▶ What you have to do: Say how many lines contain the word "styles". Only the number should be given.

▶ Material provided:
-- -- --
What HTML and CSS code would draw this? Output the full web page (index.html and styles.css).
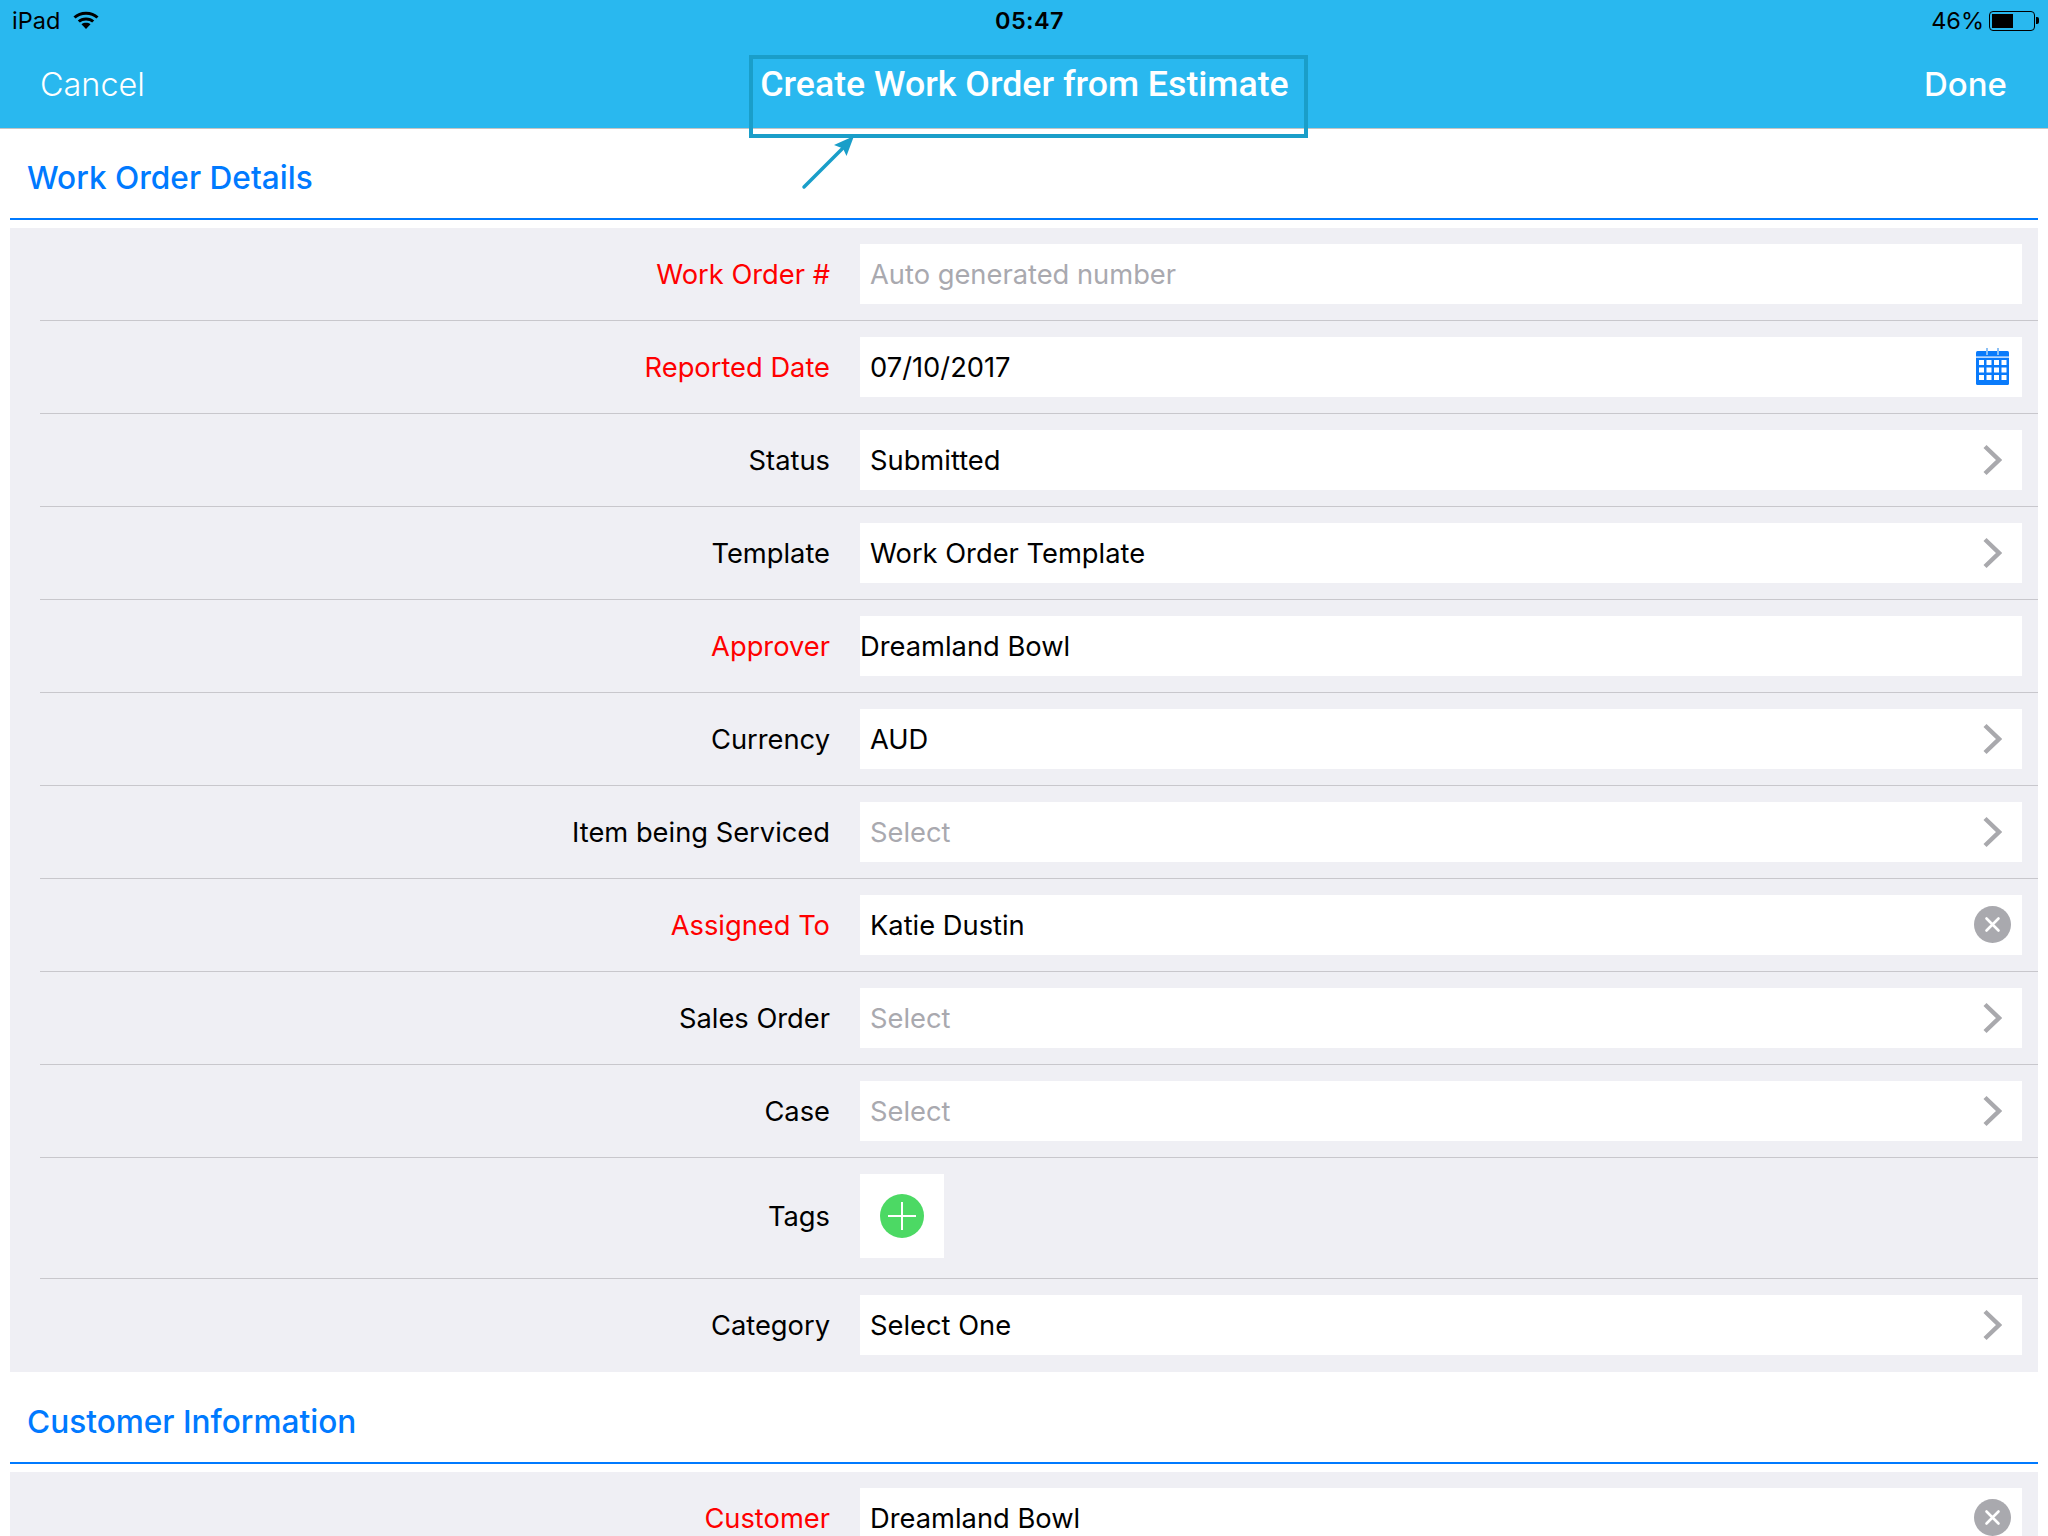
FILE: index.html
```html
<!DOCTYPE html>
<html lang="en">
<head>
<meta charset="utf-8">
<title>Create Work Order from Estimate</title>
<link rel="stylesheet" href="styles.css">
</head>
<body>
<svg class="defs" width="0" height="0" aria-hidden="true">
  <symbol id="chev" viewBox="0 0 20 32"><path d="M3 2.500 17 16 3 29.500" fill="none" stroke="#a9a9ad" stroke-width="4.4"/></symbol>
  <symbol id="clear" viewBox="0 0 37 37"><circle cx="18.5" cy="18.5" r="18.5" fill="#a9a9ae"/><path d="M12.500 12.500 24.500 24.500M24.500 12.500 12.500 24.500" stroke="#fff" stroke-width="2.6" stroke-linecap="round"/></symbol>
</svg>
<header class="topbar">
  <div class="status">
    <div class="status-left">
      <span>iPad</span>
      <svg class="wifi" width="26" height="20" viewBox="0 0 26 20"><path d="M1.5 7.5C7.5 1.8 18.500 1.800 24.500 7.500" fill="none" stroke="#000" stroke-width="3"/><path d="M5.800 11.500C9.500 8 16.500 8 20.200 11.500" fill="none" stroke="#000" stroke-width="3"/><path d="M8.500 14.200C11 12.300 15 12.300 17.500 14.200L13 19Z" fill="#000"/></svg>
    </div>
    <div class="status-time">05:47</div>
    <div class="status-right">
      <span>46%</span>
      <span class="battery"><span class="battery-fill"></span></span>
      <span class="battery-nub"></span>
    </div>
  </div>
  <nav class="nav">
    <span class="nav-cancel">Cancel</span>
    <span class="nav-title">Create Work Order from Estimate</span>
    <span class="nav-done">Done</span>
  </nav>
</header>
<div class="callout"></div>
<svg class="callout-arrow" width="60" height="60" viewBox="0 0 60 60"><path d="M4 54 46 12" fill="none" stroke="#1a9ec9" stroke-width="3.500" stroke-linecap="round"/><path d="M54 3 46.500 23 43 15.500 34 12Z" fill="#1a9ec9"/></svg>
<main class="content">
  <h2 class="section-title">Work Order Details</h2>
  <section class="panel">
    <div class="row"><label class="label req">Work Order #</label><div class="field placeholder">Auto generated number</div></div>
    <div class="row"><label class="label req">Reported Date</label><div class="field">07/10/2017
      <svg class="icon-cal" width="33" height="37" viewBox="0 0 33 37"><rect x="0" y="3" width="33" height="34" rx="1.500" fill="#0a7bfb"/><rect x="10" y="0" width="2" height="7" fill="#8cc0f5"/><rect x="21" y="0" width="2" height="7" fill="#8cc0f5"/><rect x="0" y="8.500" width="33" height="1.200" fill="#fff"/><g fill="#fff"><rect x="3" y="12" width="5" height="5"/><rect x="10.500" y="12" width="5" height="5"/><rect x="18" y="12" width="5" height="5"/><rect x="25.500" y="12" width="5" height="5"/><rect x="3" y="19.500" width="5" height="5"/><rect x="10.500" y="19.500" width="5" height="5"/><rect x="18" y="19.500" width="5" height="5"/><rect x="25.500" y="19.500" width="5" height="5"/><rect x="3" y="27" width="5" height="5"/><rect x="10.500" y="27" width="5" height="5"/><rect x="18" y="27" width="5" height="5"/><rect x="25.500" y="27" width="5" height="5"/></g></svg>
    </div></div>
    <div class="row"><label class="label">Status</label><div class="field">Submitted<svg class="icon-chev"><use href="#chev"/></svg></div></div>
    <div class="row"><label class="label">Template</label><div class="field">Work Order Template<svg class="icon-chev"><use href="#chev"/></svg></div></div>
    <div class="row"><label class="label req">Approver</label><div class="field field-flush">Dreamland Bowl</div></div>
    <div class="row"><label class="label">Currency</label><div class="field">AUD<svg class="icon-chev"><use href="#chev"/></svg></div></div>
    <div class="row"><label class="label">Item being Serviced</label><div class="field placeholder">Select<svg class="icon-chev"><use href="#chev"/></svg></div></div>
    <div class="row"><label class="label req">Assigned To</label><div class="field">Katie Dustin<svg class="icon-clear"><use href="#clear"/></svg></div></div>
    <div class="row"><label class="label">Sales Order</label><div class="field placeholder">Select<svg class="icon-chev"><use href="#chev"/></svg></div></div>
    <div class="row"><label class="label">Case</label><div class="field placeholder">Select<svg class="icon-chev"><use href="#chev"/></svg></div></div>
    <div class="row row-tags"><label class="label">Tags</label><div class="tag-box"><span class="tag-add"></span></div></div>
    <div class="row row-last"><label class="label">Category</label><div class="field">Select One<svg class="icon-chev"><use href="#chev"/></svg></div></div>
  </section>
  <h2 class="section-title section-title-second">Customer Information</h2>
  <section class="panel">
    <div class="row row-last"><label class="label req">Customer</label><div class="field">Dreamland Bowl<svg class="icon-clear"><use href="#clear"/></svg></div></div>
  </section>
</main>
</body>
</html>
```
FILE: styles.css
```css
* { box-sizing: border-box; }
html, body { margin: 0; height: 1536px; overflow: hidden; background: #fff; }
body { font-family: Inter, "Liberation Sans", sans-serif; color: #000; position: relative; }
.defs { position: absolute; }

.topbar { background: #29b8ef; border-bottom: 1px solid #c4c4c4; height: 129px; }
.status { height: 40px; padding: 1px 9px 0 12px; display: grid; grid-template-columns: 1fr auto 1fr; align-items: center; font-size: 23.5px; }
.status-left { display: flex; align-items: center; gap: 13px; }
.wifi { display: block; margin-top: -1px; }
.status-time { font-weight: 600; letter-spacing: .4px; margin-left: 8px; }
.status-right { display: flex; align-items: center; justify-content: flex-end; }
.battery { width: 46px; height: 20px; border: 1.5px solid #000; border-radius: 4px; padding: 2px; margin-left: 5px; display: block; }
.battery-fill { display: block; width: 21px; height: 100%; background: #000; }
.battery-nub { width: 3px; height: 7px; background: #000; border-radius: 0 2px 2px 0; margin-left: 1px; }

.nav { height: 88px; padding: 0 41px 0 40px; display: grid; grid-template-columns: 1fr auto 1fr; align-items: center; color: #fff; font-size: 32.4px; }
.nav-cancel { font-weight: 300; }
.nav-title { font-family: Roboto, Inter, sans-serif; font-weight: 500; font-size: 35.7px; margin-left: 2px; }
.nav-done { text-align: right; font-weight: 500; font-size: 33px; }

.callout { position: absolute; left: 749px; top: 55px; width: 559px; height: 83px; border: 4px solid #1a9ec9; }
.callout-arrow { position: absolute; left: 800px; top: 133px; }

.content { padding: 0 10px; }
.section-title { margin: 0 0 8px; height: 91px; border-bottom: 2px solid #007aff; padding: 8px 0 0 17px; display: flex; align-items: center; font-size: 31.6px; font-weight: 500; color: #007aff; }
.section-title-second { height: 92px; }

.panel { background: #efeff4; padding-left: 30px; padding-right: 16px; }
.row { display: grid; grid-template-columns: 790px 1fr; column-gap: 30px; align-items: center; margin-right: -16px; padding: 16px 16px 16px 0; border-bottom: 1px solid #c8c7cc; height: 93px; }
.row-tags { height: 121px; padding-bottom: 20px; }
.row-last { border-bottom: 0; height: 93px; padding-bottom: 17px; }
.label { text-align: right; font-size: 27.3px; }
.req { color: #ff0000; }
.field { height: 60px; background: #fff; padding: 0 10px; display: flex; align-items: center; font-size: 27.3px; }
.field-flush { padding-left: 0; }
.placeholder { color: #a9a9af; }

.icon-chev { width: 20px; height: 32px; margin-left: auto; margin-right: 10px; }
.icon-clear { width: 37px; height: 37px; margin-left: auto; margin-right: 1px; margin-top: -1px; }
.icon-cal { margin-left: auto; margin-right: 3px; margin-top: -1px; }

.tag-box { width: 84px; height: 84px; background: #fff; display: flex; align-items: center; justify-content: center; }
.tag-add { width: 44px; height: 44px; border-radius: 50%; background: #4cd964; position: relative; display: block; }
.tag-add::before, .tag-add::after { content: ""; position: absolute; background: #fff; }
.tag-add::before { left: 8px; right: 8px; top: 21px; height: 2px; }
.tag-add::after { top: 8px; bottom: 8px; left: 21px; width: 2px; }
```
-- -- --
▶ Output for this exercise: 3